Nix looked up from his grimoire and glared at Saiph. “You two are talking about me, aren’t you?”
“Yeah,” Saiph answered with a smile.
“What are you two saying?” Nix shouted a little defensively.
Saiph burst into tearful laughter again. “Lunette thinks you’re cute. Like a little doll!”
The pewter-skinned Runic elf Summoner’s face grew bright red. It didn’t really help that Nix was just barely over four feet tall, well shorter than everyone standing with him.
When they split off from Lueur Rose and Lunette Soleil, Nix turned to Saiph. “I think… I think I understood you three.”
Now it was Saiph’s turn to be astonished. “You know ASL?”
Nix shook his head. “No, I’m pretty sure I can’t sign. But something is letting me understand you both. I didn’t catch all of it and I don’t think it’s a perfect translation… Almost like you two were mumbling, if that makes sense.”
No, it didn’t make sense. But then again, nothing made sense anymore.
Saiph paused. He turned to Nix and began signing. “Can you tell what I said?”
“You said your favorite color is blue. I understood you that time.”
“Yeah, I figured so. Hard to read signs you can't fully see. I wonder if it means we know any other languages. Or maybe even all of them,” Saiph mused. “I'd love to test that out. I know some French Canadians in the Brotherhood we can bother. But we should get to the guildhall first. Besides attuning ourselves, I've got some gear to pick up.”
“Hopefully new armor,” Nix said. “Don't think that just because I can, I will fix your armor every time you wreck it.”
“If you'd picked a proper DPS class and killed things as fast as I can, I wouldn't have to keep getting hit so much. You know each hit actually hurts, right?”
“No, I didn't. Then I definitely picked the right class,” Nix said with a snicker.
Jokes aside, the armor Saiph was wearing was extremely battered and the chainmail in tatters that showed his tunic and plain clothes underneath. He'd destroyed it in an explosive end to a dungeon crawl he, Nix, Rose, and a pair of bots-turned-alive had finished the previous night.

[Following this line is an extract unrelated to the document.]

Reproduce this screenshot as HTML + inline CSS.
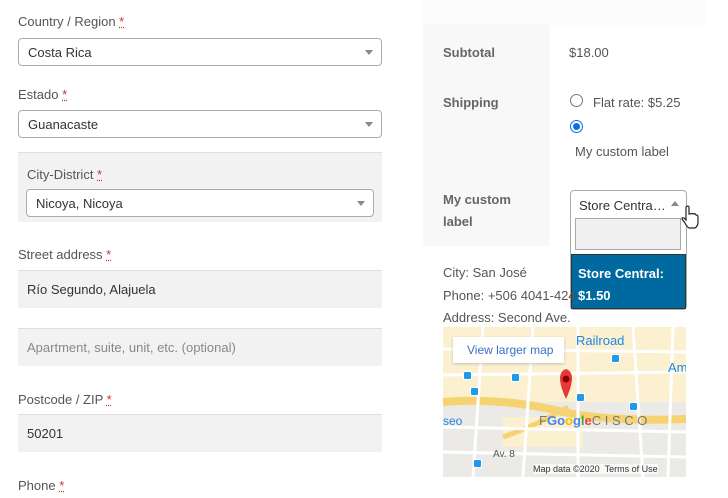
<!DOCTYPE html>
<html><head><meta charset="utf-8"><style>
*{margin:0;padding:0;box-sizing:border-box}
body{width:728px;height:498px;background:#fff;position:relative;overflow:hidden;font-family:"Liberation Sans",sans-serif;font-size:13px;color:#555}
.a{position:absolute;white-space:nowrap}
.req{color:#c33;text-decoration:underline dotted #c33}
.sel{position:absolute;border:1px solid #aaa;border-radius:4px;background:#fff;color:#333;padding-left:9px;line-height:27px}
.sel:after{content:"";position:absolute;right:8px;top:11px;border:4px solid transparent;border-top:5px solid #888}
.inp{position:absolute;left:18px;width:364px;height:38px;background:#f2f2f2;border-top:1px solid #ddd;padding-left:9px;line-height:38px;color:#333}
.b{font-weight:bold;color:#666}
.bus{position:absolute;width:9px;height:9px;background:#1e9be8;border-radius:2px;border:1.5px solid #fff}
</style></head><body>
<div class="a" style="left:18px;top:14px">Country / Region <span class="req">*</span></div>
<div class="sel" style="left:18px;top:38px;width:364px;height:28px">Costa Rica</div>
<div class="a" style="left:18px;top:87px">Estado <span class="req">*</span></div>
<div class="sel" style="left:18px;top:110px;width:364px;height:28px">Guanacaste</div>
<div class="a" style="left:18px;top:152px;width:364px;height:70px;background:#f2f2f2;border-top:1px solid #e0e0e0"></div>
<div class="a" style="left:27px;top:167px">City-District <span class="req">*</span></div>
<div class="sel" style="left:26px;top:189px;width:348px;height:28px">Nicoya, Nicoya</div>
<div class="a" style="left:18px;top:247px">Street address <span class="req">*</span></div>
<div class="inp" style="top:270px">Río Segundo, Alajuela</div>
<div class="inp" style="top:328px;color:#888">Apartment, suite, unit, etc. (optional)</div>
<div class="a" style="left:18px;top:392px">Postcode / ZIP <span class="req">*</span></div>
<div class="inp" style="top:414px">50201</div>
<div class="a" style="left:18px;top:478px">Phone <span class="req">*</span></div>

<div class="a" style="left:423px;top:0;width:282px;height:25px;background:#fbfbfb"></div>
<div class="a" style="left:423px;top:25px;width:127px;height:221px;background:#f8f8f8"></div>
<div class="a b" style="left:443px;top:45px">Subtotal</div>
<div class="a" style="left:569px;top:45px">$18.00</div>
<div class="a b" style="left:443px;top:95px">Shipping</div>
<div class="a" style="left:570px;top:94px;width:13px;height:13px;border:1px solid #777;border-radius:50%"></div>
<div class="a" style="left:593px;top:95px">Flat rate: $5.25</div>
<div class="a" style="left:570px;top:120px;width:13px;height:13px;border:1px solid #0a6fe0;border-radius:50%;background:#fff"><div style="margin:2px;width:7px;height:7px;border-radius:50%;background:#0a6fe0"></div></div>
<div class="a" style="left:575px;top:144px">My custom label</div>
<div class="a b" style="left:443px;top:189px;line-height:22px;white-space:normal;width:80px">My custom label</div>
<div class="a" style="left:570px;top:190px;width:117px;height:120px;border:1px solid #aaa;border-radius:4px;background:#fff"></div>
<div class="a" style="left:579px;top:198px;color:#333">Store Centra…</div>
<div class="a" style="left:671px;top:201px;border:4px solid transparent;border-bottom:5px solid #888;border-top:0"></div>
<div class="a" style="left:575px;top:218px;width:106px;height:32px;border:1px solid #aaa;background:#f0f0f0"></div>
<div class="a" style="left:571px;top:254px;width:115px;height:55px;background:#00699f;border:1px solid #333;color:#fff;font-weight:bold;padding:8px 6px;line-height:22px;white-space:normal">Store Central: $1.50</div>
<svg class="a" style="left:681px;top:205px" width="18" height="24" viewBox="0 0 18 24"><path d="M5 2 q2-2 3 0 v7 h1 q2-1 3 0 q2-1 3 1 q2 0 2 2 v5 q0 4-3 6 h-6 q-2-1-4-5 l-3-4 q0-2 2-1 l2 2z" fill="#fff" stroke="#222" stroke-width="1.2"/></svg>
<div class="a" style="left:443px;top:265px">City: San José</div>
<div class="a" style="left:443px;top:288px">Phone: +506 4041-424</div>
<div class="a" style="left:443px;top:310px">Address: Second Ave.</div>
<div class="a" style="left:443px;top:327px;width:243px;height:150px;background:#ebe8e3;overflow:hidden">
<svg width="243" height="150" style="position:absolute;left:0;top:0">
<rect x="0" y="0" width="243" height="150" fill="#eceae6"/>
<rect x="0" y="0" width="243" height="75" fill="#fbf0cf"/>
<rect x="60" y="90" width="80" height="30" fill="#fbf0cf"/>
<path d="M0 75 Q60 70 120 85 Q170 95 243 92" stroke="#f5d370" stroke-width="8" fill="none"/>
<path d="M60 110 Q90 100 125 80" stroke="#f5d370" stroke-width="5" fill="none"/>
<path d="M0 48 L243 45 M0 100 L243 105 M0 125 L243 130 M40 0 L30 150 M90 0 L80 150 M135 0 L135 150 M190 0 L200 150 M230 0 L225 150 M0 22 L243 25" stroke="#fff" stroke-width="3" fill="none"/>
<path d="M123 72 q-12 -26 0 -30 q12 4 0 30z" fill="#e53935"/>
<circle cx="123" cy="52" r="3.5" fill="#8b0000"/>
<text x="133" y="18" font-size="13" fill="#1e88e5" font-family="Liberation Sans">Railroad</text>
<text x="225" y="45" font-size="13" fill="#1e88e5" font-family="Liberation Sans">Ambo</text>
<text x="0" y="98" font-size="12" fill="#1e88e5" font-family="Liberation Sans">seo</text>
<text x="50" y="130" font-size="10" fill="#555" font-family="Liberation Sans">Av. 8</text>
</svg>
<div class="bus" style="left:20px;top:44px"></div><div class="bus" style="left:68px;top:46px"></div>
<div class="bus" style="left:27px;top:60px"></div><div class="bus" style="left:133px;top:66px"></div>
<div class="bus" style="left:186px;top:75px"></div><div class="bus" style="left:168px;top:27px"></div>
<div class="bus" style="left:30px;top:132px"></div>
<div class="a" style="left:10px;top:10px;width:111px;height:26px;background:#fff;color:#3a6fc4;font-size:12px;padding:6px 14px;box-shadow:0 1px 3px rgba(0,0,0,.2)">View larger map</div>
<div class="a" style="left:96px;top:86px;font-size:13px;color:#777">F<b style="color:#4285f4">Go</b><b style="color:#fbbc05">o</b><b style="color:#4285f4">g</b><b style="color:#34a853">l</b><b style="color:#ea4335">e</b>C I S C O</div>
<div class="a" style="left:90px;top:137px;font-size:9px;color:#333;background:rgba(255,255,255,.7)">Map data ©2020 &nbsp;Terms of Use</div>
</div>
</body></html>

Fortunately it wasn't his only armor or even his best. His long time friend and guildmate, Permaphrost, had tested the banking system used to transport items across the player cities and found it still worked and he'd sent Saiph’s top tier raid armor ahead for him.
He'd need it for his upcoming plans to go to the guild castle he'd given to his girlfriend as a base for her support guild that helped new players out years ago. Her account was showing as online in the guild castle. There was just one problem: she'd been dead for almost two years now and her account hadn't been logged in since. Saiph was certain someone had hacked it and gotten placed in her character's body when whatever event that brought millions of players to this world had happened three days ago. A part of Saiph hoped he’d find Riley, no matter how impossible that was. Saiph pushed the thought from his mind as he and Nix continued to Orleana’s guildhall.

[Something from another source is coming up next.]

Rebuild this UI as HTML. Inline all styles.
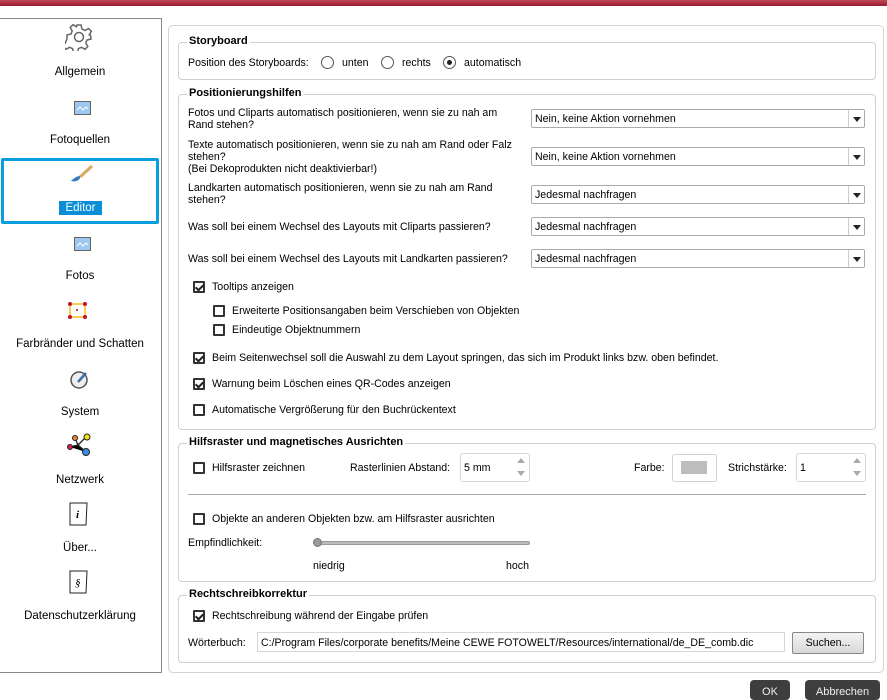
<!DOCTYPE html>
<html><head><meta charset="utf-8">
<style>
*{box-sizing:border-box;margin:0;padding:0}
body{width:887px;height:694px;overflow:hidden;background:#fff;font-family:"Liberation Sans",sans-serif;font-size:10.6px;color:#000;position:relative}
.a{position:absolute;white-space:nowrap}
.top{position:absolute;left:0;top:0;width:887px;height:6px;background:linear-gradient(#c0475a,#9c1b2f)}
.left{position:absolute;left:0;top:18px;width:162px;height:655px;border:1px solid #8a8a8a;border-left:none;background:#fff}
.lab{position:absolute;left:0;width:160px;text-align:center;font-size:11.5px}
.outer{position:absolute;left:168px;top:25px;width:716px;height:648px;border:1px solid #d4d4d4;border-radius:5px}
.grp{position:absolute;left:178px;width:698px;border:1px solid #d0d0d0;border-radius:4px}
.gt{position:absolute;background:#fff;font-weight:bold;padding:0 2px;left:8px;top:-8px;font-size:11px}
.cb{position:absolute;width:12px;height:12px;border:2px solid #333;border-radius:1px;background:#fff}
.cb.c::after{content:"";position:absolute;left:2px;top:0px;width:3px;height:6px;border:solid #222;border-width:0 2px 2px 0;transform:rotate(45deg)}
.rb{position:absolute;width:13px;height:13px;border:1px solid #555;border-radius:50%;background:#fff}
.rb.c::after{content:"";position:absolute;left:3px;top:3px;width:5px;height:5px;border-radius:50%;background:#222}
.dd{position:absolute;left:531px;width:334px;height:19px;border:1px solid #ababab;border-radius:2px;background:#fff;padding:3px 0 0 3px}
.dd::after{content:"";position:absolute;right:0;top:0;width:15px;height:17px;border-left:1px solid #ccc}
.dd::before{content:"";position:absolute;right:3px;top:7px;border:4px solid transparent;border-top:5px solid #222;border-bottom:none;z-index:1}
.sp{position:absolute;height:29px;border:1px solid #d6d6d6;border-radius:3px;background:#fff;padding:8px 0 0 3px}
.up{position:absolute;right:4px;top:4px;border:4px solid transparent;border-bottom:5px solid #aaa;border-top:none}
.dn{position:absolute;right:4px;bottom:5px;border:4px solid transparent;border-top:5px solid #aaa;border-bottom:none}
.btn{position:absolute;top:680px;height:20px;background:#3e3e3e;border-radius:4px;color:#eee;text-align:center;padding-top:6px;font-size:11px}
</style></head><body>
<div class="top"></div>
<div class="left">
 <svg class="a" style="left:65px;top:4px" width="28" height="28" viewBox="0 0 28 28"><path d="M12 2h4l1 4 3 1.5 3.5-2 2.8 2.8-2 3.5L25.5 12l.5 4-4 1-1.2 3 2 3.5-2.8 2.8-3.5-2-3 1.2-1 4h-4l-1-4-3-1.2-3.5 2-2.8-2.8 2-3.5L2 16v-4l4-1 1.2-3-2-3.5L8 1.7l3.5 2L12 2z" fill="#fff" stroke="#666" stroke-width="1.5"/><circle cx="14" cy="14" r="4.5" fill="#fff" stroke="#666" stroke-width="1.5"/></svg>
 <div class="lab" style="top:47px">Allgemein</div>
 <svg class="a" style="left:74px;top:82px" width="17" height="15"><rect x=".5" y=".5" width="16" height="13" fill="#9cc8f0" stroke="#666"/><path d="M3 9l3-3 3 3 3-3 2 2" stroke="#fff" fill="none"/></svg>
 <div class="lab" style="top:115px">Fotoquellen</div>
 <div class="a" style="left:1px;top:139px;width:158px;height:66px;border:3px solid #0a9ede;border-radius:2px"></div>
 <svg class="a" style="left:68px;top:145px" width="26" height="20"><path d="M24 2L12 13" stroke="#d8a860" stroke-width="3"/><path d="M12 12c-3 0-6 2-9 5 4 1 8 0 9-3z" fill="#3a7bc0"/></svg>
 <div class="a" style="left:59px;top:182px;width:43px;height:14px;background:#0a8fd6;color:#fff;text-align:center;font-size:11.5px;line-height:14px">Editor</div>
 <svg class="a" style="left:74px;top:218px" width="17" height="15"><rect x=".5" y=".5" width="16" height="13" fill="#9cc8f0" stroke="#666"/><path d="M3 9l3-3 3 3 3-3 2 2" stroke="#fff" fill="none"/></svg>
 <div class="lab" style="top:251px">Fotos</div>
 <svg class="a" style="left:67px;top:282px" width="24" height="20"><rect x="3" y="3" width="15" height="13" fill="#fff" stroke="#f0c020" stroke-width="1.5"/><g fill="#c8102e"><circle cx="3" cy="3" r="2"/><circle cx="18" cy="3" r="2"/><circle cx="3" cy="16" r="2"/><circle cx="18" cy="16" r="2"/><circle cx="10" cy="9" r="1"/></g></svg>
 <div class="lab" style="top:319px">Farbränder und Schatten</div>
 <svg class="a" style="left:69px;top:350px" width="22" height="22"><circle cx="10" cy="11" r="8" fill="#eee" stroke="#555" stroke-width="1.5"/><path d="M9 13l8-9" stroke="#3a6ea8" stroke-width="2.5"/></svg>
 <div class="lab" style="top:387px">System</div>
 <svg class="a" style="left:65px;top:414px" width="30" height="26"><path d="M5 14l8-2 8 7M13 12l-3-7M13 12l8-8" stroke="#222" stroke-width="1.3"/><circle cx="5" cy="14" r="2.5" fill="#d8204a" stroke="#222"/><circle cx="10" cy="5" r="2.5" fill="#f08020" stroke="#222"/><circle cx="22" cy="4" r="3" fill="#f8e020" stroke="#222"/><circle cx="21" cy="19" r="3.5" fill="#3a8ee8" stroke="#222"/></svg>
 <div class="lab" style="top:455px">Netzwerk</div>
 <svg class="a" style="left:68px;top:482px" width="22" height="26"><path d="M2 2h17l-1 22H2z" fill="#fff" stroke="#222"/><text x="8" y="17" font-family="Liberation Serif" font-style="italic" font-weight="bold" font-size="11">i</text></svg>
 <div class="lab" style="top:523px">Über...</div>
 <svg class="a" style="left:68px;top:550px" width="22" height="26"><path d="M2 2h17l-1 22H2z" fill="#fff" stroke="#222"/><text x="7" y="17" font-family="Liberation Serif" font-style="italic" font-size="11">§</text></svg>
 <div class="lab" style="top:591px">Datenschutzerklärung</div>
</div>
<div class="outer"></div>

<div class="grp" style="top:42px;height:38px"><div class="gt">Storyboard</div></div>
<div class="a" style="left:188px;top:57px">Position des Storyboards:</div>
<div class="rb" style="left:321px;top:56px"></div><div class="a" style="left:342px;top:57px">unten</div>
<div class="rb" style="left:381px;top:56px"></div><div class="a" style="left:402px;top:57px">rechts</div>
<div class="rb c" style="left:443px;top:56px"></div><div class="a" style="left:464px;top:57px">automatisch</div>

<div class="grp" style="top:94px;height:336px"><div class="gt">Positionierungshilfen</div></div>
<div class="a" style="left:188px;top:107px;line-height:12px">Fotos und Cliparts automatisch positionieren, wenn sie zu nah am<br>Rand stehen?</div>
<div class="dd" style="top:109px">Nein, keine Aktion vornehmen</div>
<div class="a" style="left:188px;top:139px;line-height:12px">Texte automatisch positionieren, wenn sie zu nah am Rand oder Falz<br>stehen?<br>(Bei Dekoprodukten nicht deaktivierbar!)</div>
<div class="dd" style="top:147px">Nein, keine Aktion vornehmen</div>
<div class="a" style="left:188px;top:182px;line-height:12px">Landkarten automatisch positionieren, wenn sie zu nah am Rand<br>stehen?</div>
<div class="dd" style="top:185px">Jedesmal nachfragen</div>
<div class="a" style="left:188px;top:221px">Was soll bei einem Wechsel des Layouts mit Cliparts passieren?</div>
<div class="dd" style="top:217px">Jedesmal nachfragen</div>
<div class="a" style="left:188px;top:253px">Was soll bei einem Wechsel des Layouts mit Landkarten passieren?</div>
<div class="dd" style="top:249px">Jedesmal nachfragen</div>
<div class="cb c" style="left:193px;top:281px"></div><div class="a" style="left:212px;top:281px">Tooltips anzeigen</div>
<div class="cb" style="left:213px;top:305px"></div><div class="a" style="left:232px;top:305px">Erweiterte Positionsangaben beim Verschieben von Objekten</div>
<div class="cb" style="left:213px;top:324px"></div><div class="a" style="left:232px;top:324px">Eindeutige Objektnummern</div>
<div class="cb c" style="left:193px;top:352px"></div><div class="a" style="left:212px;top:352px">Beim Seitenwechsel soll die Auswahl zu dem Layout springen, das sich im Produkt links bzw. oben befindet.</div>
<div class="cb c" style="left:193px;top:378px"></div><div class="a" style="left:212px;top:378px">Warnung beim Löschen eines QR-Codes anzeigen</div>
<div class="cb" style="left:193px;top:404px"></div><div class="a" style="left:212px;top:404px">Automatische Vergrößerung für den Buchrückentext</div>

<div class="grp" style="top:443px;height:139px"><div class="gt">Hilfsraster und magnetisches Ausrichten</div></div>
<div class="cb" style="left:193px;top:462px"></div><div class="a" style="left:212px;top:462px">Hilfsraster zeichnen</div>
<div class="a" style="left:350px;top:462px">Rasterlinien Abstand:</div>
<div class="sp" style="left:460px;top:453px;width:70px">5 mm<div class="up"></div><div class="dn"></div></div>
<div class="a" style="left:634px;top:462px">Farbe:</div>
<div class="a" style="left:672px;top:454px;width:45px;height:28px;border:1px solid #d0d0d0;border-radius:3px"><div style="position:absolute;left:8px;top:6px;width:26px;height:13px;background:#bdbdbd"></div></div>
<div class="a" style="left:728px;top:462px">Strichstärke:</div>
<div class="sp" style="left:796px;top:453px;width:70px">1<div class="up"></div><div class="dn"></div></div>
<div class="a" style="left:188px;top:494px;width:678px;height:1px;background:#a8a8a8"></div>
<div class="cb" style="left:193px;top:513px"></div><div class="a" style="left:212px;top:513px">Objekte an anderen Objekten bzw. am Hilfsraster ausrichten</div>
<div class="a" style="left:188px;top:537px">Empfindlichkeit:</div>
<div class="a" style="left:316px;top:541px;width:214px;height:4px;background:#bbb;border:1px solid #999;border-radius:2px"></div>
<div class="a" style="left:313px;top:538px;width:9px;height:9px;border-radius:50%;background:#999;border:1px solid #777"></div>
<div class="a" style="left:313px;top:560px">niedrig</div>
<div class="a" style="left:506px;top:560px">hoch</div>

<div class="grp" style="top:595px;height:68px"><div class="gt">Rechtschreibkorrektur</div></div>
<div class="cb c" style="left:193px;top:610px"></div><div class="a" style="left:212px;top:610px">Rechtschreibung während der Eingabe prüfen</div>
<div class="a" style="left:188px;top:637px">Wörterbuch:</div>
<div class="a" style="left:257px;top:632px;width:528px;height:20px;border:1px solid #d6d6d6;padding:4px 0 0 3px">C:/Program Files/corporate benefits/Meine CEWE FOTOWELT/Resources/international/de_DE_comb.dic</div>
<div class="a" style="left:792px;top:632px;width:72px;height:22px;border:1px solid #888;border-radius:2px;background:linear-gradient(#f4f4f4,#d8d8d8);text-align:center;padding-top:4px">Suchen...</div>

<div class="btn" style="left:750px;width:40px">OK</div>
<div class="btn" style="left:805px;width:75px">Abbrechen</div>
</body></html>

Orleana’s guildhall had the appearance of the Saint Louis Cathedral in New Orleans back on earth. But much like the guildhalls in every city, it was far larger and more embellished in its scale and appearance.
Players milled about, dressed in Victorian-esque clothing or armor and mage robes and even many of the NPCs had adopted similar fashion.
Saiph attuned himself and made his way to a set of cubicles labeled “marketplace”. There wasn't anything in the cubicle besides a small white crystal that flared to life as Saiph approached it. He held up his own Caer Fragment and a screen appeared in front of him.
The screen displayed the inventory of items Permaphrost had left for Saiph; various potions, his armor, and the crafting materials needed to repair them.
Saiph changed out his damaged black, blue, and gold armor for the red, white, and gold of his good armor. The enchantments were geared towards his preferred tanking style, the “drain tank” Scarlet Knight build. The enchanted items he wore not only enhanced his stats and attributes, but made the life draining and stat stealing enchantments of his sword, Durendal’s Edge and shield, Miasma, much more potent. And he would likely need every last one to fight his way through the high level Godsfall Mountains and to Pallas’ Watch to figure out what is going on with his late girlfriend’s account.